## Set problem
Find and copy lines holding "React".

◆ ◆ ◆ ◆ ◆ ◆ ◆

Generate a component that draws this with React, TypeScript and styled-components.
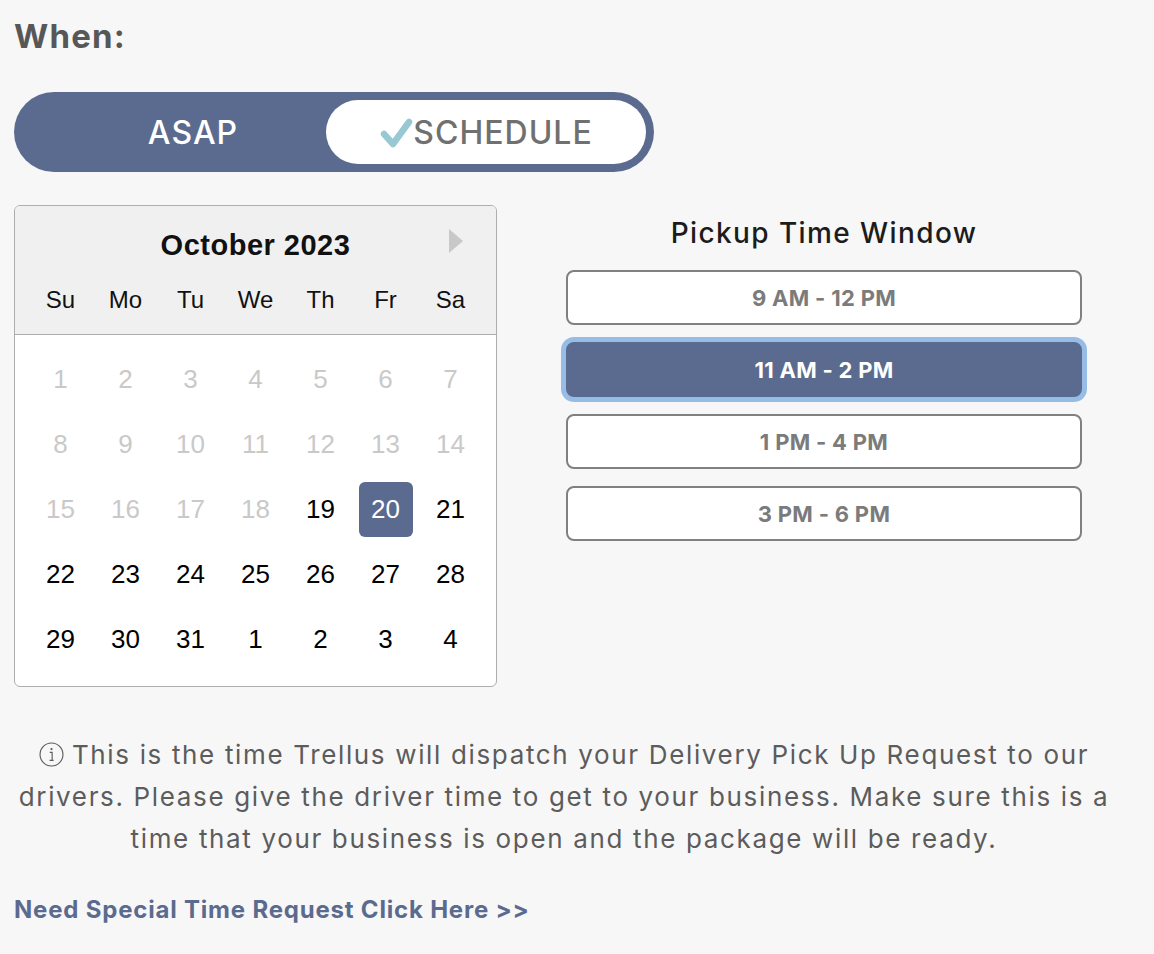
import React from "react";
import styled, { createGlobalStyle, css } from "styled-components";

const GlobalStyle = createGlobalStyle`
  body {
    margin: 0;
    background: #f7f7f7;
    font-family: Inter, "Noto Sans", sans-serif;
  }
`;

const SLATE = "#5b6b8f";

const Page = styled.div`
  width: 1100px;
  padding: 14px 14px 30px;
`;

const Heading = styled.h2`
  margin: 0;
  font-size: 33px;
  line-height: 44px;
  font-weight: 700;
  color: #575757;
  letter-spacing: 1.2px;
`;

const Toggle = styled.div`
  margin-top: 34px;
  width: 640px;
  height: 80px;
  box-sizing: border-box;
  padding: 8px;
  border-radius: 40px;
  background: ${SLATE};
  display: flex;
  align-items: stretch;
`;

const ToggleOption = styled.button<{ $active?: boolean }>`
  border: none;
  border-radius: 32px;
  font-family: Inter, "Noto Sans", sans-serif;
  font-size: 32px;
  font-weight: 500;
  letter-spacing: 1px;
  display: flex;
  align-items: center;
  justify-content: center;
  cursor: pointer;
  ${(p) =>
    p.$active
      ? css`
          width: 320px;
          background: #fff;
          color: #707070;
        `
      : css`
          flex: 1;
          padding-left: 44px;
          background: transparent;
          color: #fff;
        `}
`;

const Check = styled.svg`
  width: 34px;
  height: 32px;
  margin-top: 2px;
`;

const Body = styled.div`
  margin-top: 33px;
  display: flex;
  gap: 69px;
  align-items: flex-start;
`;

const Calendar = styled.div`
  width: 483px;
  box-sizing: border-box;
  border: 1.5px solid #adadad;
  border-radius: 6px;
  background: #fff;
  overflow: hidden;
  font-family: "Liberation Sans", Arial, sans-serif;
`;

const CalHeader = styled.div`
  background: #f0f0f0;
  border-bottom: 1.5px solid #adadad;
  padding: 20px 13px 6px;
`;

const TitleRow = styled.div`
  display: grid;
  grid-template-columns: 1fr auto 1fr;
  align-items: center;
  height: 38px;
`;

const MonthTitle = styled.div`
  font-size: 29px;
  font-weight: 700;
  color: #111;
  letter-spacing: 0.5px;
`;

const NextButton = styled.button`
  justify-self: end;
  margin-right: 20px;
  margin-top: -8px;
  border: none;
  background: none;
  padding: 0;
  width: 0;
  height: 0;
  border-top: 12px solid transparent;
  border-bottom: 12px solid transparent;
  border-left: 14px solid #c8c8c8;
  cursor: pointer;
`;

const Grid = styled.div`
  display: grid;
  grid-template-columns: repeat(7, 65px);
`;

const WeekDay = styled.div`
  height: 56px;
  display: flex;
  align-items: center;
  justify-content: center;
  font-size: 24px;
  color: #111;
  margin-top: 8px;
`;

const DaysBody = styled.div`
  padding: 12px 13px 14px;
`;

const DayCell = styled.div`
  height: 65px;
  display: flex;
  align-items: center;
  justify-content: center;
`;

const Day = styled.button<{ $muted?: boolean; $selected?: boolean }>`
  width: 54px;
  height: 55px;
  border: none;
  border-radius: 6px;
  font-family: "Liberation Sans", Arial, sans-serif;
  font-size: 26px;
  padding: 0;
  cursor: ${(p) => (p.$muted ? "default" : "pointer")};
  background: ${(p) => (p.$selected ? SLATE : "transparent")};
  color: ${(p) => (p.$selected ? "#fff" : p.$muted ? "#c9c9c9" : "#000")};
`;

const TimeColumn = styled.div`
  width: 516px;
  display: flex;
  flex-direction: column;
  align-items: stretch;
  gap: 17px;
`;

const TimeTitle = styled.div`
  margin-top: 10px;
  margin-bottom: 2px;
  text-align: center;
  font-size: 28px;
  line-height: 36px;
  font-weight: 500;
  color: #1c1c1c;
  letter-spacing: 1.4px;
`;

const Slot = styled.button<{ $selected?: boolean }>`
  height: 55px;
  border-radius: 8px;
  border: 2px solid ${(p) => (p.$selected ? SLATE : "#808080")};
  background: ${(p) => (p.$selected ? SLATE : "#fff")};
  color: ${(p) => (p.$selected ? "#fff" : "#7b7b7b")};
  box-shadow: ${(p) => (p.$selected ? "0 0 0 5px #97bde6" : "none")};
  font-family: Inter, "Noto Sans", sans-serif;
  font-size: 22px;
  font-weight: 700;
  letter-spacing: 0.3px;
  cursor: pointer;
`;

const Info = styled.p`
  margin: 47px 0 0;
  text-align: center;
  font-size: 26px;
  line-height: 42px;
  color: #5c5c5c;
  letter-spacing: 1.65px;
`;

const InfoIcon = styled.svg`
  width: 25px;
  height: 25px;
  vertical-align: -3px;
  margin-right: 8px;
`;

const SpecialLink = styled.a`
  display: inline-block;
  margin-top: 36px;
  font-size: 24px;
  line-height: 28px;
  font-weight: 700;
  color: ${SLATE};
  text-decoration: none;
  letter-spacing: 0.8px;
`;

const weekDays = ["Su", "Mo", "Tu", "We", "Th", "Fr", "Sa"];

const days: { n: number; muted: boolean }[] = [
  ...Array.from({ length: 31 }, (_, i) => ({ n: i + 1, muted: i + 1 < 19 })),
  ...[1, 2, 3, 4].map((n) => ({ n, muted: false })),
];

const slots = ["9 AM - 12 PM", "11 AM - 2 PM", "1 PM - 4 PM", "3 PM - 6 PM"];

const App: React.FC = () => {
  const [selectedDay, setSelectedDay] = React.useState(20);
  const [slot, setSlot] = React.useState(1);

  return (
    <>
      <GlobalStyle />
      <Page>
        <Heading>When:</Heading>
        <Toggle>
          <ToggleOption>ASAP</ToggleOption>
          <ToggleOption $active>
            <Check viewBox="0 0 34 32">
              <path
                d="M5 17 L14 27 L30 5"
                fill="none"
                stroke="#98c8d3"
                strokeWidth="6.5"
                strokeLinecap="round"
                strokeLinejoin="round"
              />
            </Check>
            SCHEDULE
          </ToggleOption>
        </Toggle>

        <Body>
          <Calendar>
            <CalHeader>
              <TitleRow>
                <span />
                <MonthTitle>October 2023</MonthTitle>
                <NextButton aria-label="Next month" />
              </TitleRow>
              <Grid>
                {weekDays.map((d) => (
                  <WeekDay key={d}>{d}</WeekDay>
                ))}
              </Grid>
            </CalHeader>
            <DaysBody>
              <Grid>
                {days.map((d, i) => (
                  <DayCell key={i}>
                    <Day
                      $muted={d.muted}
                      $selected={i < 31 && d.n === selectedDay}
                      onClick={() => !d.muted && i < 31 && setSelectedDay(d.n)}
                    >
                      {d.n}
                    </Day>
                  </DayCell>
                ))}
              </Grid>
            </DaysBody>
          </Calendar>

          <TimeColumn>
            <TimeTitle>Pickup Time Window</TimeTitle>
            {slots.map((s, i) => (
              <Slot key={s} $selected={i === slot} onClick={() => setSlot(i)}>
                {s}
              </Slot>
            ))}
          </TimeColumn>
        </Body>

        <Info>
          <InfoIcon viewBox="0 0 24 24">
            <circle cx="12" cy="12" r="11" fill="none" stroke="#5c5c5c" strokeWidth="1.1" />
            <circle cx="12" cy="6.8" r="1.1" fill="#5c5c5c" />
            <path d="M10.3 10 H12.6 V17.6 M10.2 17.6 H14" fill="none" stroke="#5c5c5c" strokeWidth="1.1" />
          </InfoIcon>
          This is the time Trellus will dispatch your Delivery Pick Up Request to our drivers.
          Please give the driver time to get to your business. Make sure this is a time that
          your business is open and the package will be ready.
        </Info>

        <SpecialLink href="#">Need Special Time Request Click Here &gt;&gt;</SpecialLink>
      </Page>
    </>
  );
};

export default App;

◆ ◆ ◆ ◆ ◆ ◆ ◆

## Task response
Generate a component that draws this with React, TypeScript and styled-components.
import React from "react";
const App: React.FC = () => {
  const [selectedDay, setSelectedDay] = React.useState(20);
  const [slot, setSlot] = React.useState(1);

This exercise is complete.